* Data block
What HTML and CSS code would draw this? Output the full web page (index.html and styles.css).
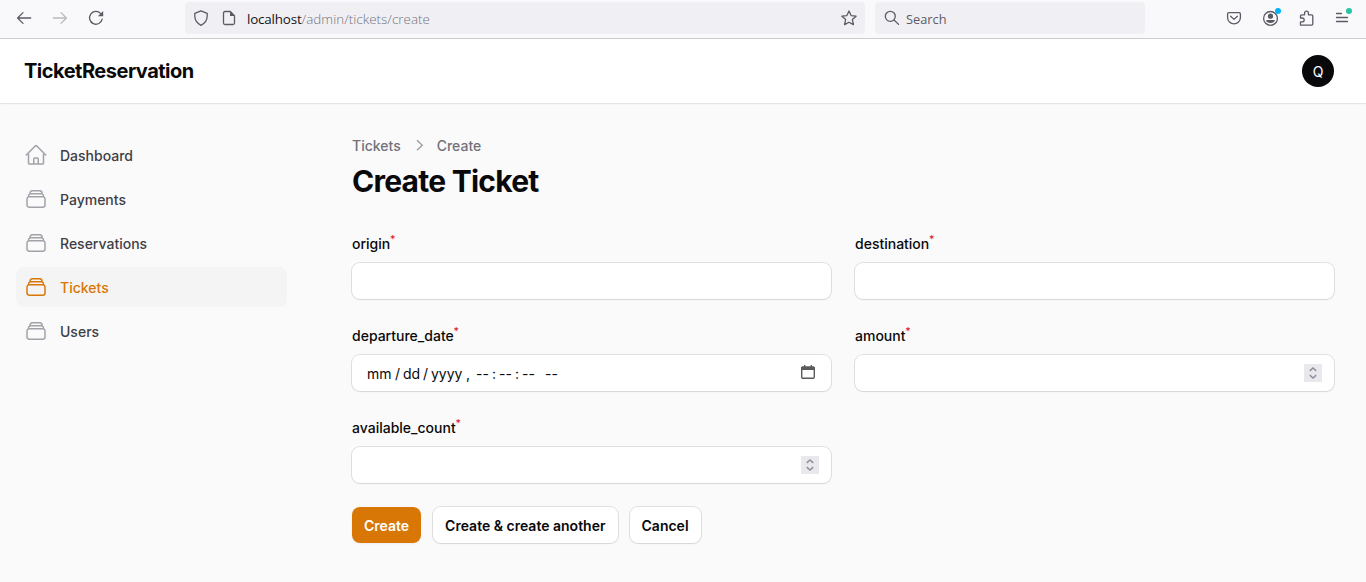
FILE: index.html
```html
<!DOCTYPE html>
<html lang="en">
<head>
<meta charset="utf-8">
<title>Create Ticket - TicketReservation</title>
<link rel="stylesheet" href="styles.css">
</head>
<body>
<svg class="sprite" aria-hidden="true">
  <symbol id="stack" viewBox="0 0 24 24"><path d="M6 6.878V6a2.25 2.25 0 012.25-2.25h7.5A2.25 2.25 0 0118 6v.878m-12 0c.235-.083.487-.128.75-.128h10.5c.263 0 .515.045.75.128m-12 0A2.25 2.25 0 004.5 9v.878m13.5-3A2.25 2.25 0 0119.5 9v.878m0 0a2.246 2.246 0 00-.75-.128H5.25c-.263 0-.515.045-.75.128m15 0A2.25 2.25 0 0121 12v6a2.25 2.25 0 01-2.25 2.25H5.25A2.25 2.25 0 013 18v-6c0-.98.626-1.813 1.5-2.122"/></symbol>
  <symbol id="spin" viewBox="0 0 18 18"><path d="M5.8 6.9L9 4l3.2 2.9M5.8 11.1L9 14l3.2-2.9"/></symbol>
</svg>
<div class="browser">
  <div class="history">
    <svg class="bicon" viewBox="0 0 16 16"><path d="M14.7 8H1.6M7 2.6L1.6 8 7 13.4"/></svg>
    <svg class="bicon faded" viewBox="0 0 16 16"><path d="M1.3 8h13.1M9 2.6L14.4 8 9 13.4"/></svg>
    <svg class="bicon" viewBox="0 0 16 16"><path d="M14.2 9.2A6.4 6.4 0 1 1 12.6 3.4"/><path class="solid" d="M15.2 1v5.300H9.900z"/></svg>
  </div>
  <div class="address">
    <svg class="bicon shield" viewBox="0 0 16 16"><path d="M8 .8l6.200 2.500v2.800c0 4-2.200 7.200-6.200 9.200-4-2-6.200-5.200-6.200-9.200V3.300z"/></svg>
    <svg class="bicon page" viewBox="0 0 16 16"><path d="M9.300 1.500H4A1.500 1.500 0 0 0 2.500 3v10A1.500 1.500 0 0 0 4 14.500h8a1.500 1.500 0 0 0 1.500-1.500V5.700z"/><path class="solid" d="M9 1.300v4.700h4.700z"/></svg>
    <span class="url"><b>localhost</b>/admin/tickets/create</span>
    <svg class="bicon star" viewBox="0 0 16 16"><path d="M8 1l2.100 4.600 5 .6-3.700 3.400 1 5L8 12.200l-4.400 2.400 1-5L.9 6.200l5-.6z"/></svg>
  </div>
  <div class="search">
    <svg class="bicon" viewBox="0 0 16 16"><circle cx="6.300" cy="6.300" r="5"/><path d="M10 10l4.600 4.400"/></svg>
    <span>Search</span>
  </div>
  <div class="tools">
    <svg class="bicon" viewBox="0 0 16 16"><path d="M3 2.600h10A1.400 1.400 0 0 1 14.400 4v3.500a6.400 6.400 0 0 1-12.800 0V4A1.400 1.400 0 0 1 3 2.600z"/><path d="M4.600 6.200L8 9.400l3.400-3.200"/></svg>
    <span class="tool"><svg class="bicon" viewBox="0 0 16 16"><circle cx="8.500" cy="8.400" r="6.900"/><circle class="solid" cx="8.500" cy="6.200" r="2.600"/><path class="solid" d="M4.200 9.900h8.600c0 1.700-2 3-4.300 3s-4.300-1.300-4.300-3z"/></svg><i class="dot blue"></i></span>
    <svg class="bicon" viewBox="0 0 16 16"><path d="M2.500 15.200h11.200a1.100 1.100 0 0 0 1.100-1.100V6a1.200 1.200 0 0 0-1.200-1.200h-3.200V3a1.900 1.900 0 0 0-3.800 0v1.800H3.700A1.200 1.200 0 0 0 2.500 6v2h1.700a1.900 1.900 0 0 1 0 3.900H2.500z"/></svg>
    <span class="tool"><svg class="bicon" viewBox="0 0 16 16"><path d="M2.500 3.500h5M2.500 7.500h11M2.500 11.500h11"/></svg><i class="dot green"></i></span>
  </div>
</div>

<header class="topbar">
  <div class="brand">TicketReservation</div>
  <div class="avatar">Q</div>
</header>

<div class="layout">
  <nav class="sidebar">
    <a class="nav-item"><svg viewBox="0 0 24 24"><path d="M2.250 12l8.954-8.955c.44-.439 1.152-.439 1.591 0L21.750 12M4.500 9.750v10.125c0 .621.504 1.125 1.125 1.125H9.750v-4.875c0-.621.504-1.125 1.125-1.125h2.250c.621 0 1.125.504 1.125 1.125V21h4.125c.621 0 1.125-.504 1.125-1.125V9.750M8.250 21h8.250"/></svg>Dashboard</a>
    <a class="nav-item"><svg><use href="#stack"/></svg>Payments</a>
    <a class="nav-item"><svg><use href="#stack"/></svg>Reservations</a>
    <a class="nav-item active"><svg><use href="#stack"/></svg>Tickets</a>
    <a class="nav-item"><svg><use href="#stack"/></svg>Users</a>
  </nav>
  <main class="content">
    <div class="crumbs"><span>Tickets</span><svg viewBox="0 0 20 20"><path d="M8 4.200l5.200 5-5.200 5"/></svg><span>Create</span></div>
    <h1>Create Ticket</h1>
    <div class="form">
      <div class="field"><div class="label">origin<sup>*</sup></div><div class="input"></div></div>
      <div class="field"><div class="label">destination<sup>*</sup></div><div class="input"></div></div>
      <div class="field"><div class="label">departure_date<sup>*</sup></div>
        <div class="input">
          <div class="date"><span class="mm">mm</span><span class="sl">/</span><span class="dd">dd</span><span class="sl">/</span><span class="yy">yyyy</span><span class="comma">,</span><span class="hh">--</span><span class="colon">:</span><span class="mi">--</span><span class="colon">:</span><span class="ss">--</span><span>--</span></div>
          <svg class="calendar" viewBox="0 0 14 14"><path class="frame" d="M1.700 2.100h10.600q1 0 1 1v9q0 1.200-1.200 1.200H1.900Q.7 13.300.7 12.100v-9q0-1 1-1z"/><path d="M1.500 1.400h11q1.500 0 1.500 1.500v2.100H0V2.900q0-1.500 1.500-1.500zM3 0h1.300v3H3zM9.700 0H11v3H9.700z"/></svg>
        </div>
      </div>
      <div class="field"><div class="label">amount<sup>*</sup></div><div class="input"><svg class="spinner"><use href="#spin"/></svg></div></div>
      <div class="field"><div class="label">available_count<sup>*</sup></div><div class="input"><svg class="spinner"><use href="#spin"/></svg></div></div>
    </div>
    <div class="actions">
      <button class="btn primary">Create</button>
      <button class="btn">Create &amp; create another</button>
      <button class="btn">Cancel</button>
    </div>
  </main>
</div>
</body>
</html>
```
FILE: styles.css
```css
* { box-sizing: border-box; }
body {
  margin: 0;
  height: 582px;
  overflow: hidden;
  background: #fafafa;
  color: #09090b;
  font: 14px/20px Inter, sans-serif;
}
.sprite { display: none; }

.browser {
  display: flex;
  height: 39px;
  padding-top: 2px;
  background: #f9f9fb;
  border-bottom: 1px solid #ccc;
  font: 13.4px/32px "Open Sans", sans-serif;
  color: #5b5b66;
}
.bicon {
  display: block;
  flex: none;
  width: 16px;
  height: 16px;
  fill: none;
  stroke: #5b5b66;
  stroke-width: 1.3;
  stroke-linecap: round;
  stroke-linejoin: round;
}
.bicon .solid { fill: #5b5b66; stroke: none; }
.faded { opacity: .4; }
.history { display: flex; align-items: center; gap: 20px; width: 185px; height: 32px; padding-left: 16px; }
.address {
  display: flex;
  align-items: center;
  width: 680px;
  height: 32px;
  padding: 0 8px;
  border-radius: 4px;
  background: #f0f0f4;
}
.page { margin: 0 10px 0 12px; }
.url { padding-top: 2px; color: #73737b; white-space: nowrap; font-weight: 300; letter-spacing: .03px; }
.url b { font-weight: 400; color: #15141a; letter-spacing: -.17px; }
.star { margin-left: auto; }
.search {
  display: flex;
  align-items: center;
  gap: 6px;
  width: 270px;
  height: 32px;
  margin-left: 10px;
  padding-left: 9px;
  border-radius: 4px;
  background: #f0f0f4;
}
.search span { padding-top: 2px; font-size: 12.8px; }
.tools { display: flex; align-items: center; gap: 20px; height: 32px; margin-left: auto; padding-right: 16px; }
.tool { position: relative; }
.dot { position: absolute; top: -2px; right: -2px; width: 6px; height: 6px; border-radius: 50%; }
.blue { background: #00b3f4; right: -3px; }
.green { background: #2ac3a2; }

.topbar {
  display: flex;
  align-items: center;
  justify-content: space-between;
  height: 64px;
  padding: 0 32px 0 24px;
  background: #fff;
  box-shadow: 0 0 0 1px rgba(9, 9, 11, .05), 0 1px 2px rgba(0, 0, 0, .05);
  clip-path: inset(0 0 -4px 0);
}
.brand { font-size: 20px; font-weight: 700; letter-spacing: -.5px; }
.avatar {
  width: 32px;
  height: 32px;
  border-radius: 50%;
  background: #09090b;
  color: #fff;
  font-size: 14px;
  line-height: 33px;
  text-align: center;
}

.layout { display: flex; }
.sidebar { display: flex; flex-direction: column; gap: 4px; width: 320px; padding: 32px 33px 0 16px; }
.nav-item {
  display: flex;
  align-items: center;
  gap: 12px;
  height: 40px;
  padding: 1px 8px 0;
  border-radius: 8px;
  color: #3f3f46;
  font-weight: 500;
}
.nav-item svg {
  width: 24px;
  height: 24px;
  margin-top: -1px;
  fill: none;
  stroke: #a1a1aa;
  stroke-width: 1.5;
  stroke-linecap: round;
  stroke-linejoin: round;
}
.nav-item.active { background: #f4f4f5; color: #d97706; }
.nav-item.active svg { stroke: #d97706; }

.content { flex: 1; padding: 32px 32px 0; }
.crumbs { display: flex; align-items: center; gap: 8px; height: 22px; color: #71717a; font-weight: 500; }
.crumbs svg { width: 20px; height: 20px; fill: none; stroke: #a1a1aa; stroke-width: 1.5; }
h1 { margin: 6px 0 32px; font-size: 30px; line-height: 36px; font-weight: 700; letter-spacing: -.75px; }
.form { display: grid; grid-template-columns: 1fr 1fr; gap: 24px; }
.field { display: grid; gap: 8px; }
.label { height: 24px; padding-top: 1px; line-height: 24px; font-weight: 500; }
sup { font-size: 10.5px; line-height: 0; color: #dc2626; vertical-align: baseline; position: relative; top: -6px; left: -.3px; }
.input {
  display: flex;
  align-items: center;
  height: 36px;
  padding: 0 12px;
  border-radius: 8px;
  background: #fff;
  box-shadow: 0 0 0 1px rgba(9, 9, 11, .1), 0 1px 2px rgba(0, 0, 0, .05);
}
.date { display: flex; padding: 2px 0 0 3px; white-space: pre; }
.mm { width: 28px; }
.sl { width: 8px; }
.dd { width: 20px; }
.yy { width: 35px; }
.comma { width: 10px; }
.hh { width: 16px; }
.colon { width: 7px; }
.mi { width: 16px; }
.ss { width: 23px; }
.calendar { width: 14px; height: 14px; margin: -3px 4px 0 auto; fill: #5b5b5b; }
.calendar .frame { fill: none; stroke: #5b5b5b; stroke-width: 1.400; }
.spinner { width: 18px; height: 18px; margin-left: auto; background: #e9e9ed; fill: none; stroke: #8f8f9d; stroke-width: 1.500; }

.actions { display: flex; gap: 12px; margin-top: 24px; }
.btn {
  height: 36px;
  padding: 2px 12px 0;
  border: 0;
  border-radius: 8px;
  background: #fff;
  box-shadow: 0 0 0 1px rgba(9, 9, 11, .1), 0 1px 2px rgba(0, 0, 0, .05);
  color: #09090b;
  font: 600 14px/20px Inter, sans-serif;
}
.primary { background: #d97706; color: #fff; box-shadow: 0 1px 2px rgba(0, 0, 0, .05); }
```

* What is asked
From the data above, copy out every line with the string "index" in it.

* Result of this exercise
What HTML and CSS code would draw this? Output the full web page (index.html and styles.css).
FILE: index.html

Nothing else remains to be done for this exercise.